Stored records

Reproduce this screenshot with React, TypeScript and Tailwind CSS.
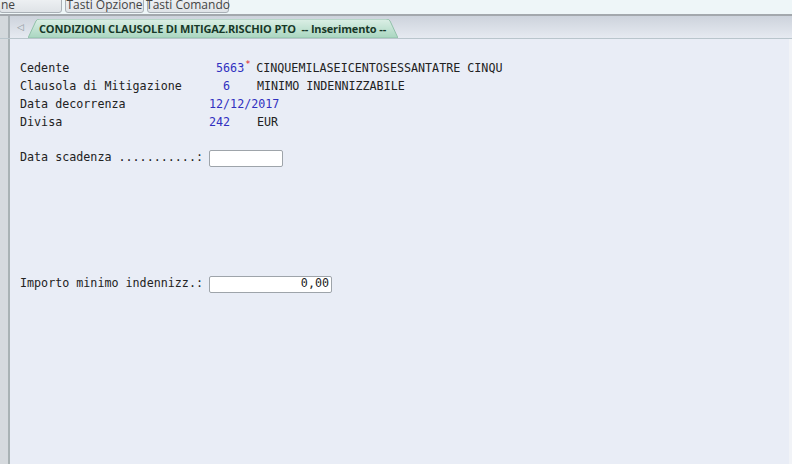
import React from "react";

const mono = "font-['DejaVu_Sans_Mono','Liberation_Mono',monospace] text-[11.7px]";

function Row({ label, children }: { label: string; children?: React.ReactNode }) {
  return (
    <div className="flex h-[18px] items-center">
      <div className="w-[189px] whitespace-pre text-[#222]">{label}</div>
      {children}
    </div>
  );
}

const btn =
  "h-[20px] mb-[1px] border border-[#a9b0b6] rounded-[3px] bg-gradient-to-b from-[#f4f6f8] to-[#dfe3e7] flex items-end justify-center leading-[14px] whitespace-nowrap shrink-0";

export default function App() {
  return (
    <div className="w-[792px] h-[464px] overflow-hidden flex flex-col bg-[#e9edf6]">
      {/* toolbar strip, cut at the top */}
      <div className="h-[14px] bg-[#eef6f8] flex items-end gap-[3px] overflow-hidden font-['Open_Sans',sans-serif] text-[12px] text-[#444]">
        <div className={`${btn} w-[63px] -ml-[1px] !justify-start pl-[1px]`}>ne</div>
        <div className={`${btn} w-[79px]`}>Tasti Opzione</div>
        <div className={`${btn} w-[82px]`}>Tasti Comando</div>
      </div>

      {/* tab bar */}
      <div className="h-[25px] flex border-t-2 border-[#a3a8ad] bg-gradient-to-b from-[#cdd3dc] to-[#e6eaf1] border-b border-b-[#b9c5cc]">
        <div className="w-[12px] flex">
          <div className="w-[8px] bg-[#d3d8dc]" />
          <div className="w-[2px] bg-[#aab2b6]" />
        </div>
        <div className="w-[16px] flex items-center justify-center text-[9px] text-[#8a8f94]">◁</div>
        <div className="relative mt-[3px] flex items-center">
          <svg className="absolute inset-0 h-full w-full" viewBox="0 0 370 20" preserveAspectRatio="none">
            <defs>
              <linearGradient id="tabg" x1="0" y1="0" x2="0" y2="1">
                <stop offset="0" stopColor="#dcefe6" />
                <stop offset="1" stopColor="#a9d6c0" />
              </linearGradient>
            </defs>
            <path d="M0 20 L8 2 Q9 0 12 0 L358 0 Q361 0 362 2 L370 20 Z" fill="url(#tabg)" stroke="#8fbfa8" strokeWidth="1" />
          </svg>
          <div className="relative w-[370px] pl-[11px] font-['Open_Sans',sans-serif] font-bold text-[11px] text-[#173828] whitespace-pre leading-[20px] tracking-[-0.15px]">
            CONDIZIONI CLAUSOLE DI MITIGAZ.RISCHIO PTO  -- Inserimento --
          </div>
        </div>
      </div>

      {/* body */}
      <div className="flex-1 flex">
        <div className="w-[12px] flex">
          <div className="w-[8px] bg-[#d6dade]" />
          <div className="w-[2px] bg-[#a9b2b4]" />
        </div>
        <div className={`flex-1 pl-[8px] pt-[21px] ${mono}`}>
          <Row label="Cedente">
            <span className="text-[#3030c0] whitespace-pre">{" 5663"}</span>
            <span className="text-[#e02020] text-[9px] -mt-[8px] ml-[1px] w-[5px]">*</span>
            <span className="ml-[6px] text-[#222] whitespace-pre">CINQUEMILASEICENTOSESSANTATRE CINQU</span>
          </Row>
          <Row label="Clausola di Mitigazione">
            <span className="text-[#3030c0] whitespace-pre w-[48px]">{"  6"}</span>
            <span className="text-[#222]">MINIMO INDENNIZZABILE</span>
          </Row>
          <Row label="Data decorrenza">
            <span className="text-[#3030c0]">12/12/2017</span>
          </Row>
          <Row label="Divisa">
            <span className="text-[#3030c0] w-[48px]">242</span>
            <span className="text-[#222]">EUR</span>
          </Row>

          <div className="mt-[17px]">
            <Row label="Data scadenza ...........:">
              <div className="w-[74px] h-[17px] bg-white border border-[#9ea4aa] rounded-[2px]" />
            </Row>
          </div>

          <div className="mt-[108px]">
            <Row label="Importo minimo indennizz.:">
              <div className="w-[123px] h-[17px] bg-white border border-[#9ea4aa] rounded-[2px] flex items-center justify-end pr-[2px] text-[#222]">0,00</div>
            </Row>
          </div>
        </div>
        <div className="w-[3px] bg-[#f1f3f7]" />
      </div>
    </div>
  );
}
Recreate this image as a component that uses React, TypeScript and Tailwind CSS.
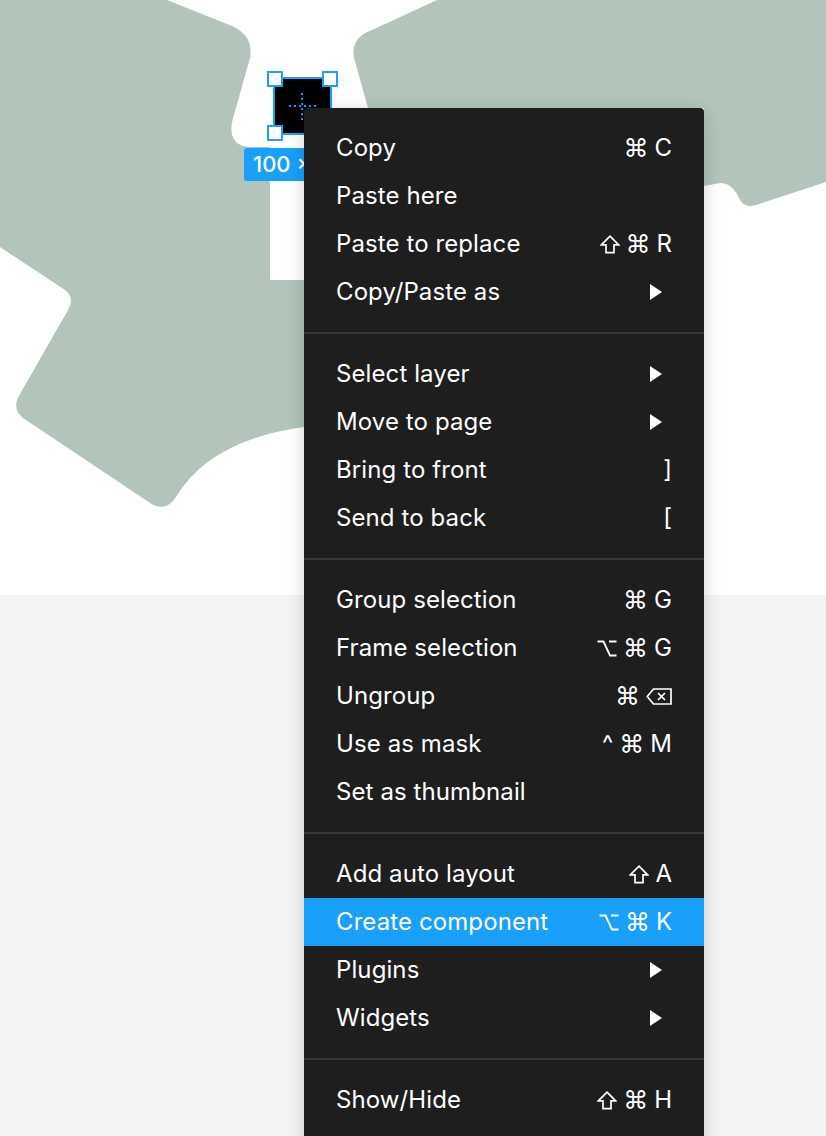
import React from "react";

type Item = { label: string; keys?: string[]; sub?: boolean; active?: boolean };

const groups: Item[][] = [
  [
    { label: "Copy", keys: ["⌘", "C"] },
    { label: "Paste here" },
    { label: "Paste to replace", keys: ["⇧", "⌘", "R"] },
    { label: "Copy/Paste as", sub: true },
  ],
  [
    { label: "Select layer", sub: true },
    { label: "Move to page", sub: true },
    { label: "Bring to front", keys: ["]"] },
    { label: "Send to back", keys: ["["] },
  ],
  [
    { label: "Group selection", keys: ["⌘", "G"] },
    { label: "Frame selection", keys: ["⌥", "⌘", "G"] },
    { label: "Ungroup", keys: ["⌘", "⌫"] },
    { label: "Use as mask", keys: ["^", "⌘", "M"] },
    { label: "Set as thumbnail" },
  ],
  [
    { label: "Add auto layout", keys: ["⇧", "A"] },
    { label: "Create component", keys: ["⌥", "⌘", "K"], active: true },
    { label: "Plugins", sub: true },
    { label: "Widgets", sub: true },
  ],
  [{ label: "Show/Hide", keys: ["⇧", "⌘", "H"] }],
];

const Arrow = () => (
  <svg width="12" height="16" viewBox="0 0 12 16" className="mr-[10px]">
    <path d="M0 0 L12 8 L0 16 Z" fill="#fff" />
  </svg>
);

const Shift = () => (
  <svg width="20" height="19" viewBox="0 0 20 19">
    <path
      d="M10 1.2 L18.6 9.8 H14 V17.6 H6 V9.8 H1.4 Z"
      fill="none"
      stroke="#fff"
      strokeWidth="1.7"
      strokeLinejoin="miter"
    />
  </svg>
);

const Option = () => (
  <svg width="20" height="17" viewBox="0 0 20 17">
    <path d="M0.5 1.5 H6.5 L13 15.5 H19.5 M12 1.5 H19.5" fill="none" stroke="#fff" strokeWidth="1.8" />
  </svg>
);

const Backspace = () => (
  <svg width="26" height="17" viewBox="0 0 26 17">
    <path d="M7.5 1 H25 V16 H7.5 L1.2 8.5 Z" fill="none" stroke="#fff" strokeWidth="1.7" />
    <path d="M12 5 L19 12 M19 5 L12 12" stroke="#fff" strokeWidth="1.7" />
  </svg>
);

const Key = ({ k }: { k: string }) => {
  if (k === "⇧") return <Shift />;
  if (k === "⌥") return <Option />;
  if (k === "⌫") return <Backspace />;
  if (k === "⌘")
    return <span className="font-['DejaVu_Sans',sans-serif] text-[25px] leading-none">{k}</span>;
  return <span className="text-[24px] leading-none">{k}</span>;
};

const Row = ({ item }: { item: Item }) => (
  <div
    className={`h-12 flex items-center justify-between pl-[32px] pr-[32px] text-white ${
      item.active ? "bg-[#18a0fb]" : ""
    }`}
  >
    <span className="text-[24px] tracking-[0.1px]">{item.label}</span>
    {item.sub && <Arrow />}
    {item.keys && (
      <span className="flex items-center gap-[6px]">
        {item.keys.map((k, i) => (
          <Key key={i} k={k} />
        ))}
      </span>
    )}
  </div>
);

const Crosshair = () => (
  <svg width="30" height="30" viewBox="0 0 30 30" className="absolute left-[13px] top-[13px]">
    <path d="M1 14 H28 M14 1 V28" stroke="#18a0fb" strokeWidth="2" strokeDasharray="2 3" />
  </svg>
);

export default function App() {
  return (
    <div className="relative w-[826px] h-[1136px] overflow-hidden bg-[#f4f4f4] font-['Inter',sans-serif]">
      <div className="relative h-[595px] bg-white">
        <svg width="826" height="595" viewBox="0 0 826 595" className="absolute inset-0">
          <path
            d="M0 0 L167 0 L232 26 Q254 36 250 58 L232 122 Q228 146 250 147 L304 147 L304 427 Q210 440 176 497 Q166 513 150 503 L26 420 Q10 410 20 394 L68 310 Q76 296 62 288 L0 247 Z"
            fill="#b3c5bb"
          />
          <path
            d="M437 0 L826 0 L826 182 L756 205 Q744 209 739 198 Q732 183 720 183 L704 186 L704 108 L368 108 L354 58 Q350 38 372 30 Z"
            fill="#b3c5bb"
          />
          <rect x="270" y="147" width="34" height="133" fill="#fff" />
        </svg>

        {/* selected layer */}
        <div className="absolute left-[273px] top-[77px] w-[59px] h-[58px] bg-black border-2 border-[#18a0fb]">
          <Crosshair />
        </div>
        <div className="absolute left-[267px] top-[71px] w-[16px] h-[16px] bg-white border-2 border-[#18a0fb]" />
        <div className="absolute left-[322px] top-[71px] w-[16px] h-[16px] bg-white border-2 border-[#18a0fb]" />
        <div className="absolute left-[267px] top-[125px] w-[16px] h-[16px] bg-white border-2 border-[#18a0fb]" />
        <div className="absolute left-[244px] top-[148px] h-[33px] pl-[9px] pr-[9px] rounded-[3px] bg-[#18a0fb] text-white text-[22px] font-medium leading-[33px] whitespace-nowrap">
          100 × 100
        </div>
      </div>

      {/* context menu */}
      <div className="absolute left-[304px] top-[108px] w-[400px] bg-[#1e1e1e] rounded-[4px] pt-4 pb-6 shadow-[0_4px_18px_rgba(0,0,0,0.18)]">
        {groups.map((g, gi) => (
          <div key={gi}>
            {gi > 0 && <div className="h-[2px] bg-[#383838] my-4" />}
            {g.map((item) => (
              <Row key={item.label} item={item} />
            ))}
          </div>
        ))}
      </div>
    </div>
  );
}
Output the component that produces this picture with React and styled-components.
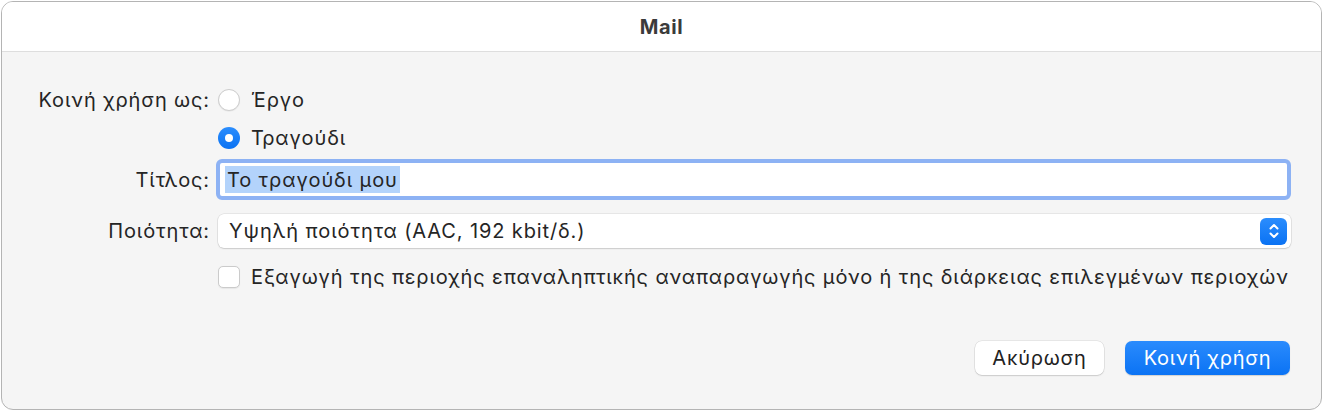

The exercise – Pick out and copy every line that contains the word "component".

Final answer –
Recreate this image as a component that uses React, TypeScript and Tailwind CSS.
    { label: "Create component", keys: ["⌥", "⌘", "K"], active: true },
Output the component that produces this picture with React and styled-components.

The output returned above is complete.